There are commercial SOL Practice Items that are said to be:

representative of academic content included in the Standards of Learning.

VDOE buys those from Pearson, a commercial member of the system, who builds them from the SOLs.  

You can check those for grade 3 math. Compare them to Pearson’s practice items for grade 3 SOL assessments. Good luck.

Bottom line. So, saying that teachers do not like to be told how to teach may well be true. But the blob is telling them how to teach whether they like it or not.

It is a closed loop. Much is outside the circle. Among a much larger list:

  1. It does not connect standards of learning to standards of teaching;
  2. everybody is a “stakeholder” but parents, teachers and taxpayers;
  3. failure of kids to learn is assigned to outside forces.

Recommendations.
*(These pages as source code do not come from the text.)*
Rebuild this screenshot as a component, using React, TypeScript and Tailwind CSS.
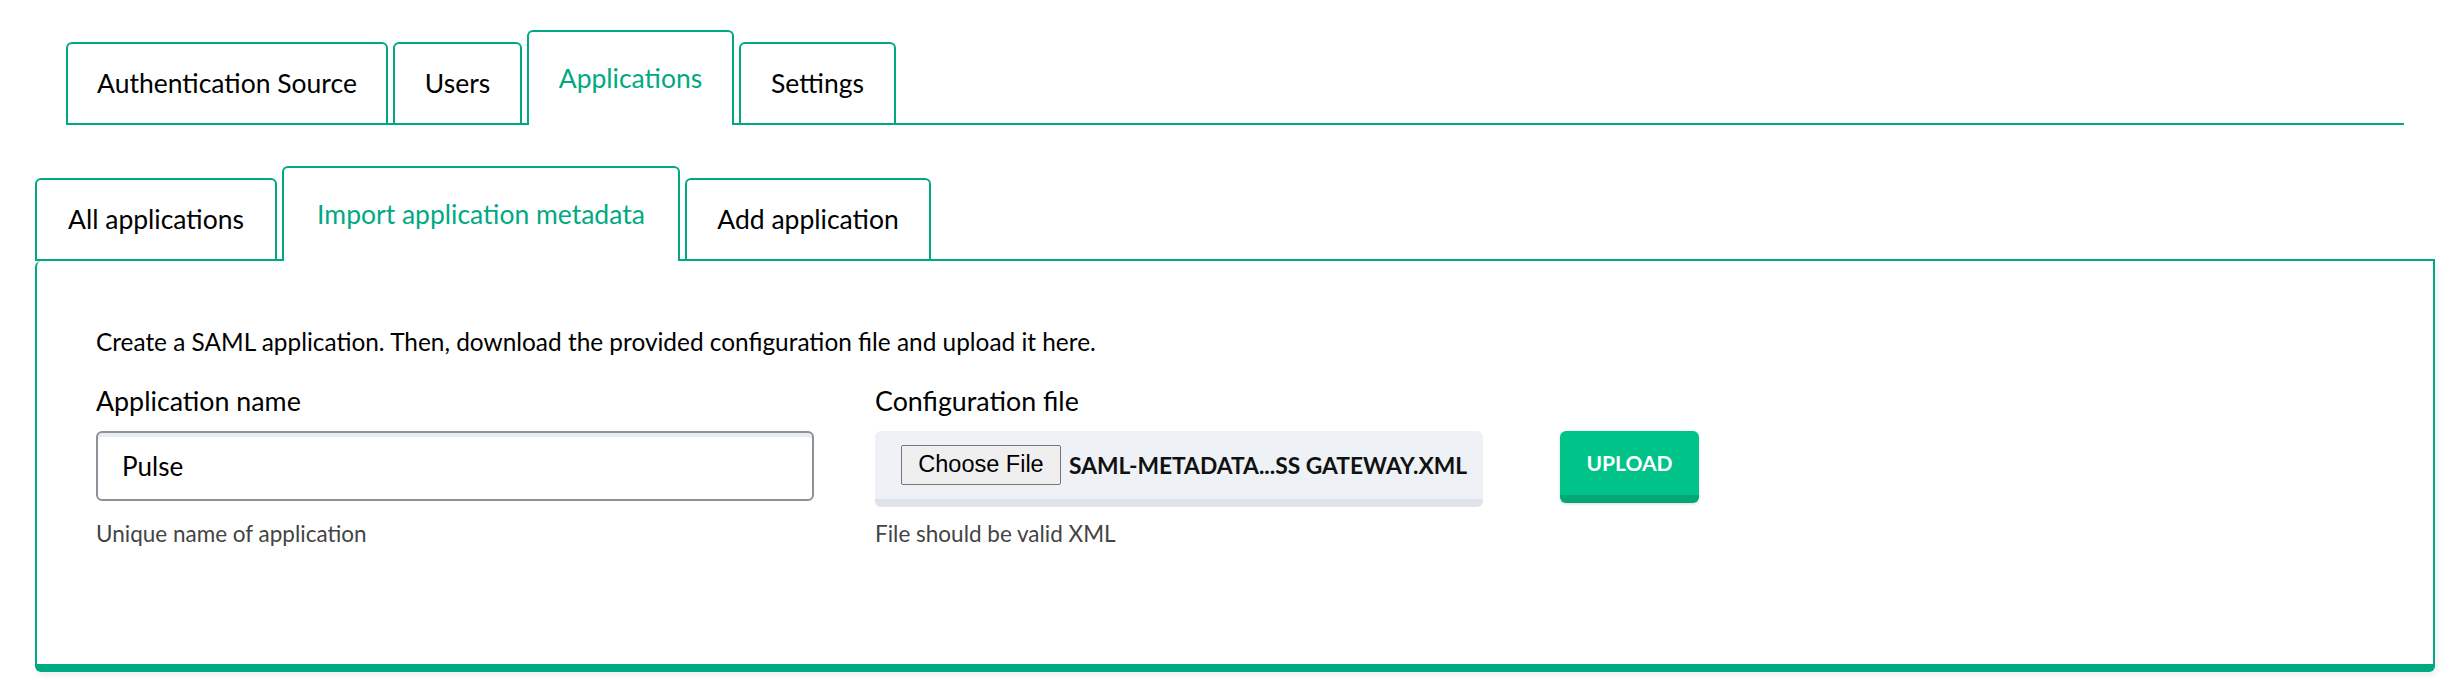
import React, { useState } from 'react';

const topTabs = [
    { label: 'Authentication Source', width: 'w-[322px]' },
    { label: 'Users', width: 'w-[129px]' },
    { label: 'Applications', width: 'w-[207px]' },
    { label: 'Settings', width: 'w-[157px]' },
];

const subTabs = [
    { label: 'All applications', width: 'w-[242px]' },
    { label: 'Import application metadata', width: 'w-[398px]' },
    { label: 'Add application', width: 'w-[246px]' },
];

// -- Tab --
// Inactive tabs sit on the row's bottom line, the active one is taller and open at the bottom.
const Tab: React.FC<{ label: string; width: string; active: boolean; onClick: () => void }> = ({ label, width, active, onClick }) => (
    <button
        onClick={onClick}
        className={
            active
                ? `${width} h-[95px] -mb-[2px] flex items-center justify-center whitespace-nowrap rounded-t-[6px] border-2 border-b-0 border-[#01a982] bg-white text-[#01a982] text-[26.5px]`
                : `${width} h-[83px] -mb-[2px] flex items-center justify-center whitespace-nowrap rounded-t-[6px] border-2 border-[#01a982] bg-white text-black text-[26.5px]`
        }
    >
        {label}
    </button>
);

export default function App() {
    const [topTab, setTopTab] = useState('Applications');
    const [subTab, setSubTab] = useState('Import application metadata');
    const [name, setName] = useState('Pulse');

    return (
        <div className="min-h-[696px] bg-white pt-[30px] pl-[35px] pr-[17px]" style={{ fontFamily: 'Lato, "Open Sans", sans-serif' }}>
            {/* -- Top navigation -- */}
            <div className="ml-[31px] mr-[31px] flex items-end gap-[5px] border-b-2 border-[#01a982]">
                {topTabs.map(t => (
                    <Tab key={t.label} label={t.label} width={t.width} active={topTab === t.label} onClick={() => setTopTab(t.label)} />
                ))}
            </div>

            {/* -- Sub navigation -- */}
            <div className="mt-[41px] flex items-end gap-[5px] border-b-2 border-[#01a982]">
                {subTabs.map(t => (
                    <Tab key={t.label} label={t.label} width={t.width} active={subTab === t.label} onClick={() => setSubTab(t.label)} />
                ))}
            </div>

            {/* -- Import panel -- */}
            <div className="h-[411px] rounded-b-[6px] rounded-tl-[6px] border-x-2 border-b-[8px] border-[#01a982] pl-[59px] pt-[63px] shadow-[2px_3px_6px_rgba(0,0,0,0.08)]">
                <p className="text-[24.4px] leading-[36px] text-black">
                    Create a SAML application. Then, download the provided configuration file and upload it here.
                </p>

                <div className="mt-[23px] flex items-start">
                    <div className="w-[718px]">
                        <label className="block text-[26.8px] leading-[36px] text-black">Application name</label>
                        <input
                            value={name}
                            onChange={e => setName(e.target.value)}
                            className="mt-[12px] h-[70px] w-full rounded-[6px] border-2 border-[#8c9299] px-[24px] text-[26px] text-black shadow-[inset_0_4px_0_#e9ecef] outline-none"
                        />
                        <div className="mt-[18px] text-[22.5px] leading-[30px] text-[#444]">Unique name of application</div>
                    </div>

                    <div className="ml-[61px] w-[608px]">
                        <label className="block text-[26.8px] leading-[36px] text-black">Configuration file</label>
                        <div className="mt-[12px] flex h-[76px] items-center rounded-[6px] border-b-[8px] border-[#dfe4ea] bg-[#eef1f5] pl-[26px]">
                            <button
                                className="h-[40px] w-[160px] rounded-[2px] border border-[#767676] bg-[#efefef] text-[23.5px] text-black"
                                style={{ fontFamily: '"Liberation Sans", Arial, sans-serif' }}
                            >
                                Choose File
                            </button>
                            <span className="ml-[8px] whitespace-nowrap text-[22.8px] font-bold uppercase text-[#111]">SAML-METADATA...SS GATEWAY.XML</span>
                        </div>
                        <div className="mt-[12px] text-[22.5px] leading-[30px] text-[#444]">File should be valid XML</div>
                    </div>

                    <button className="ml-[77px] mt-[48px] h-[72px] w-[139px] rounded-[6px] border-b-[8px] border-[#00a878] bg-[#00c389] text-[21px] font-bold text-white shadow-[0_1px_3px_rgba(0,0,0,0.15)]">
                        UPLOAD
                    </button>
                </div>
            </div>
        </div>
    );
}
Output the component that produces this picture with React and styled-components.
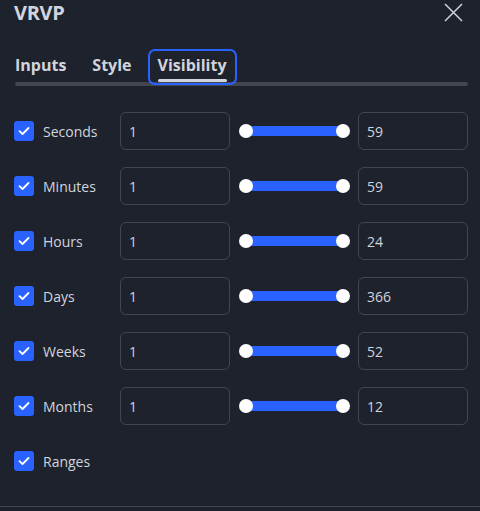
import React from "react";
import styled, { createGlobalStyle } from "styled-components";

const Global = createGlobalStyle`
  html, body { margin: 0; padding: 0; background: #1e222d; }
  body { font-family: "Open Sans", "Liberation Sans", sans-serif; color: #d1d4dc; }
`;

const Panel = styled.div`
  width: 480px;
  height: 511px;
  box-sizing: border-box;
  background: #1e222d;
  display: flex;
  flex-direction: column;
  overflow: hidden;
`;

const Header = styled.div`
  height: 25px;
  padding: 0 17px 0 14px;
  display: flex;
  align-items: center;
  justify-content: space-between;
`;

const Title = styled.div`
  font-family: "Open Sans", "Liberation Sans", sans-serif;
  font-weight: 700;
  font-size: 20px;
  letter-spacing: -0.3px;
  color: #d1d4dc;
`;

const Close = styled.button`
  width: 20px;
  height: 20px;
  padding: 0;
  border: 0;
  background: none;
  color: #d1d4dc;
  display: flex;
  align-items: center;
  justify-content: center;
`;

const TabBar = styled.div`
  position: relative;
  margin: 24px 12px 0 15px;
  height: 37px;
  display: flex;
  align-items: stretch;
  &::after {
    content: "";
    position: absolute;
    left: 0;
    right: 0;
    bottom: 0;
    height: 4px;
    border-radius: 2px;
    background: #434651;
  }
`;

const Tab = styled.div`
  position: relative;
  z-index: 1;
  box-sizing: border-box;
  height: 36px;
  padding: 0 ${(p) => (p.$active ? "8px" : "0")} 4px;
  margin-right: ${(p) => (p.$active ? "0" : "22px")};
  margin-left: ${(p) => (p.$active ? "-8px" : p.$first ? "-2px" : "0")};
  border: 2px solid ${(p) => (p.$active ? "#2962ff" : "transparent")};
  border-radius: 7px;
  display: flex;
  align-items: center;
  font-weight: 700;
  font-size: 16px;
  color: #d1d4dc;
  &::after {
    content: "";
    display: ${(p) => (p.$active ? "block" : "none")};
    position: absolute;
    left: 8px;
    right: 8px;
    bottom: 1px;
    height: 3px;
    border-radius: 2px;
    background: #d1d4dc;
  }
`;

const Rows = styled.div`
  margin-top: 26px;
  padding: 0 12px 0 14px;
  display: flex;
  flex-direction: column;
  gap: 17px;
  flex: 1;
`;

const Row = styled.div`
  height: 38px;
  display: grid;
  grid-template-columns: 106px 110px 128px 110px;
  align-items: center;
`;

const CheckLabel = styled.label`
  display: flex;
  align-items: center;
  gap: 9px;
  font-size: 14px;
  color: #d1d4dc;
`;

const Box = styled.span`
  width: 20px;
  height: 20px;
  border-radius: 3px;
  background: #2962ff;
  display: flex;
  align-items: center;
  justify-content: center;
`;

const Field = styled.div`
  box-sizing: border-box;
  height: 38px;
  border: 1px solid #434651;
  border-radius: 6px;
  padding: 0 8px;
  display: flex;
  align-items: center;
  font-size: 14px;
  color: #d1d4dc;
`;

const Slider = styled.div`
  position: relative;
  height: 14px;
  margin: 0 8px 0 9px;
`;

const Track = styled.div`
  position: absolute;
  left: 7px;
  right: 7px;
  top: 2px;
  height: 10px;
  background: #2962ff;
`;

const Knob = styled.div`
  position: absolute;
  top: 0;
  ${(p) => (p.$right ? "right: 0;" : "left: 0;")}
  width: 14px;
  height: 14px;
  border-radius: 50%;
  background: #ffffff;
`;

const Footer = styled.div`
  height: 4px;
  border-top: 1px solid #434651;
`;

const rows = [
  ["Seconds", "1", "59"],
  ["Minutes", "1", "59"],
  ["Hours", "1", "24"],
  ["Days", "1", "366"],
  ["Weeks", "1", "52"],
  ["Months", "1", "12"],
];

const Check = () => (
  <Box>
    <svg width="12" height="10" viewBox="0 0 12 10">
      <path d="M1.5 5.2 L4.5 8 L10.5 2" fill="none" stroke="#fff" strokeWidth="1.8" strokeLinecap="round" strokeLinejoin="round" />
    </svg>
  </Box>
);

export default function App() {
  return (
    <Panel>
      <Global />
      <Header>
        <Title>VRVP</Title>
        <Close>
          <svg width="19" height="19" viewBox="0 0 19 19">
            <path d="M1 1 L18 18 M18 1 L1 18" stroke="#d1d4dc" strokeWidth="1.5" />
          </svg>
        </Close>
      </Header>
      <TabBar>
        <Tab $first>Inputs</Tab>
        <Tab>Style</Tab>
        <Tab $active>Visibility</Tab>
      </TabBar>
      <Rows>
        {rows.map(([name, a, b]) => (
          <Row key={name}>
            <CheckLabel>
              <Check />
              {name}
            </CheckLabel>
            <Field>{a}</Field>
            <Slider>
              <Track />
              <Knob />
              <Knob $right />
            </Slider>
            <Field>{b}</Field>
          </Row>
        ))}
        <Row>
          <CheckLabel>
            <Check />
            Ranges
          </CheckLabel>
        </Row>
      </Rows>
      <Footer />
    </Panel>
  );
}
I recommend that VDOE: 

  1. Pair SOLs with the Institute for Educational Sciences (IES) What Works Clearinghouse (WWC) Practice Guides where available, designating the Practice Guides as Standards of Instruction (which they are by definition);
  2. Ensure that Standards of Instruction preserve teacher autonomy while showing teachers what the science suggests will work in the classroom;
  3. Defer to Practice Guides for SOL requirements where practicable;
  4. Note in the SOLs where they have set standards for which there is no corresponding evidence-backed standard of instruction;
  5. Notify WWC when they find no evidence-backed teaching methods for the standards of learning they have set, and request that development of such evidence be prioritized; and
  6. Designate Practice Guides for which there are no SOLs, like remedial teaching, as separate Virginia Standards of Instruction.

If it does that,

  1. It would align the Standards of Learning with new Standards of Instruction, easing the workload of teacher lesson planning;
  2. The State Council of Higher Education for Virginia (SCHEV) could request that Virginia’s schools of education teach to those standards;
  3. There would be a Virginia ecosystem in the blob; and
  4. The federal Department of Education and its IES would be thrilled to support it.

Then perhaps someone would consult the teachers and parents.